Porque vive num mundo criado pelos dinheiros do papá e as certezas da burguesia, o Carlos, o meu amigo Carlos, jovem nos trinta e simpático que baste, anda aborrecido comigo.
Diz que na minha escrita, nos livros que leu e nas notas que aqui deixo, há demasiadas sombras, azedumes, pensamentos negativos. Parece-lhe que em parte será da idade, mas acha imperdoável, até doentio, o que chama "sempre a bater na tecla do infortúnio". E no tom meigo das Testemunhas de Jeová que aos domingos de manhã insistem em explicar a Bíblia, vai desfiando o que é lindo no nosso Portugal, as coisas boas que temos e os outros nos invejam.
- Diz lá.
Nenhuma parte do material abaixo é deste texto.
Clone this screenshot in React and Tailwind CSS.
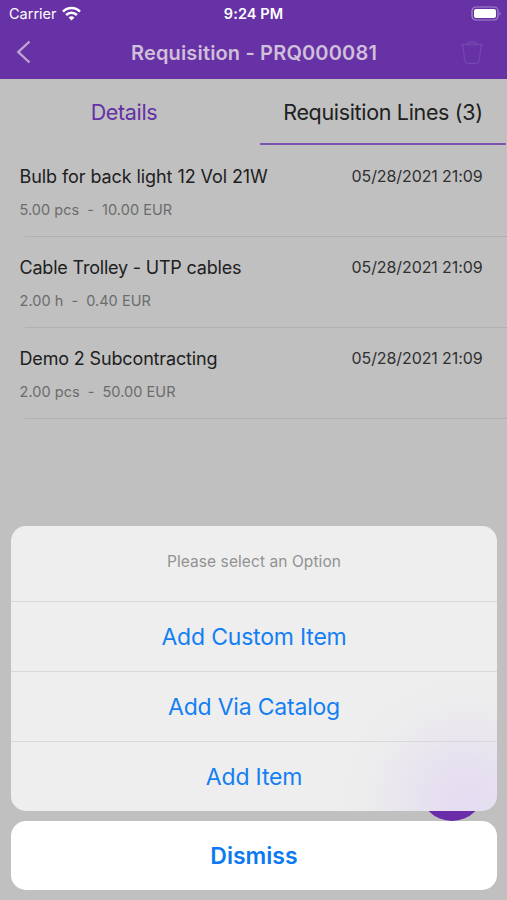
const lines = [
  { name: 'Bulb for back light 12 Vol 21W', qty: '5.00 pcs', price: '10.00 EUR', date: '05/28/2021 21:09', tracking: 'tracking-[-0.08px]' },
  { name: 'Cable Trolley - UTP cables', qty: '2.00 h', price: '0.40 EUR', date: '05/28/2021 21:09', tracking: 'tracking-[-0.2px]' },
  { name: 'Demo 2 Subcontracting', qty: '2.00 pcs', price: '50.00 EUR', date: '05/28/2021 21:09', tracking: 'tracking-[-0.15px]' },
];

const options = ['Add Custom Item', 'Add Via Catalog', 'Add Item'];

function StatusBar() {
  return (
    <div className="grid h-[27px] grid-cols-3 items-center px-[9px] text-white">
      <div className="flex items-center gap-[5px]">
        <span className="text-[14.5px] leading-[28px]">Carrier</span>
        <svg className="-mt-px" width="19" height="15" viewBox="0 0 19 15" fill="none" stroke="white" strokeWidth="2.6">
          <path d="M1 5.6C5.8.8 13.2.8 18 5.6" />
          <path d="M4.1 9C7.2 5.9 11.8 5.9 14.9 9" />
          <path d="M9.5 14.4 6.6 11.4C8.2 9.9 10.8 9.9 12.4 11.4Z" fill="white" stroke="none" />
        </svg>
      </div>
      <span className="text-center text-[14.5px] font-semibold leading-[28px] tracking-[0.08px]">9:24 PM</span>
      <svg className="-mr-[4px] -mt-px justify-self-end" width="31" height="15" viewBox="0 0 31 15">
        <rect x="1" y="1" width="26" height="13" rx="4" fill="none" stroke="#a58acb" strokeWidth="1.2" />
        <rect x="3" y="3" width="22" height="9" rx="2" fill="white" />
        <path d="M28.5 5.2Q30.5 7.5 28.5 9.8Z" fill="#a58acb" />
      </svg>
    </div>
  );
}

function NavBar() {
  return (
    <div className="grid h-[52px] grid-cols-[1fr_auto_1fr] items-center pl-[16px] pr-[15px]">
      <svg className="-mt-[2px]" width="15" height="24" viewBox="0 0 15 24" fill="none" stroke="#c0a8cf" strokeWidth="2.3">
        <path d="M13.5 1.5 2.3 12 13.5 22.5" />
      </svg>
      <h1 className="text-[20px] font-semibold leading-[51px] tracking-[0.16px] text-[#d0bfd9]">Requisition - PRQ000081</h1>
      <svg className="-mt-px mr-[9px] justify-self-end" width="22" height="24" viewBox="0 0 22 24" fill="none" stroke="#7746b0" strokeWidth="1.3" strokeLinejoin="round">
        <path d="M0 3.5H22M6.500 3.200Q7 1 9 1H13Q15 1 15.500 3.200M2 4 3.500 18.500Q4 22.500 7.500 22.500H14.500Q18 22.500 18.500 18.500L20 4" />
      </svg>
    </div>
  );
}

function LineRow({ line }) {
  return (
    <li className="flex h-[91.1px] flex-col">
      <div className="flex grow flex-col pl-[19.5px] pr-[24.5px] pt-[18px]">
        <div className="flex items-center justify-between leading-[26px] text-[#202020]">
          <span className={`text-[18px] ${line.tracking}`}>{line.name}</span>
          <span className="-mt-[2px] text-[16px] tracking-[-0.1px] text-[#303030]">{line.date}</span>
        </div>
        <div className="mt-[10px] flex gap-[8px] text-[14.5px] leading-[20px] tracking-[0.05px] text-[#6c6c6c]">
          <span>{line.qty}</span>
          <span>-</span>
          <span>{line.price}</span>
        </div>
      </div>
      <div className="ml-[25px] h-px bg-[#b0b0b0]" />
    </li>
  );
}

function ActionSheet() {
  return (
    <div className="absolute bottom-[10px] left-[11px] flex w-[486px] flex-col gap-[10px]">
      <div className="overflow-hidden rounded-[15px] bg-[#eeeeee] bg-[radial-gradient(circle_at_455px_275px,#e4dcf0_0px,#e6e0f0_35px,#e9e6ee_65px,#ecebed_95px,#eeeeee_130px)] text-center">
        <p className="h-[74.5px] text-[15.5px] leading-[71px] tracking-[0.08px] text-[#929292]">Please select an Option</p>
        {options.map((option) => (
          <button key={option} className="block h-[70px] w-full border-t border-[#d8d8d8] text-[23px] leading-[71px] tracking-[-0.2px] text-[#147ff3]">
            {option}
          </button>
        ))}
      </div>
      <button className="h-[69.5px] rounded-[15px] bg-white text-[23px] font-semibold leading-[71px] text-[#0c79f2]">Dismiss</button>
    </div>
  );
}

export default function App() {
  return (
    <div className="relative h-[900px] w-[507px] overflow-hidden bg-[#c0c0c0] font-['Inter','Liberation_Sans',sans-serif]">
      <header className="bg-[#6732a6]">
        <StatusBar />
        <NavBar />
      </header>
      <nav className="flex h-[66.5px] text-[21.5px] leading-[66px] tracking-[-0.33px]">
        <div className="w-[248px] text-center text-[#6330a5]">Details</div>
        <div className="ml-[12px] h-[66px] w-[246px] border-b-2 border-[#7d55af] text-center text-[#202020]">Requisition Lines (3)</div>
      </nav>
      <ul>
        {lines.map((line) => (
          <LineRow key={line.name} line={line} />
        ))}
      </ul>
      <div className="absolute left-[420px] top-[757px] size-[64px] rounded-full bg-[#6a2ca8]" />
      <ActionSheet />
    </div>
  );
}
Que coisas?
O sorriso a mascarar a seriedade da sua crença, aponta ele então os bolinhos de bacalhau, os pastéis de Belém, o vinho verde, a praia de Moledo, a Linha do Tua, as gravuras de Foz Côa, os cafés Delta, aquele restaurante que ambos conhecemos e onde se come um soberbo Bacalhau à Narcisa, a Ponte Dom Luís, o Terreiro do Paço…
Vai desfiando, e nunca o interrompo, mesmo quando compara o Gerês aos Alpes e afirma que nem na América há jipes como o nosso UMM.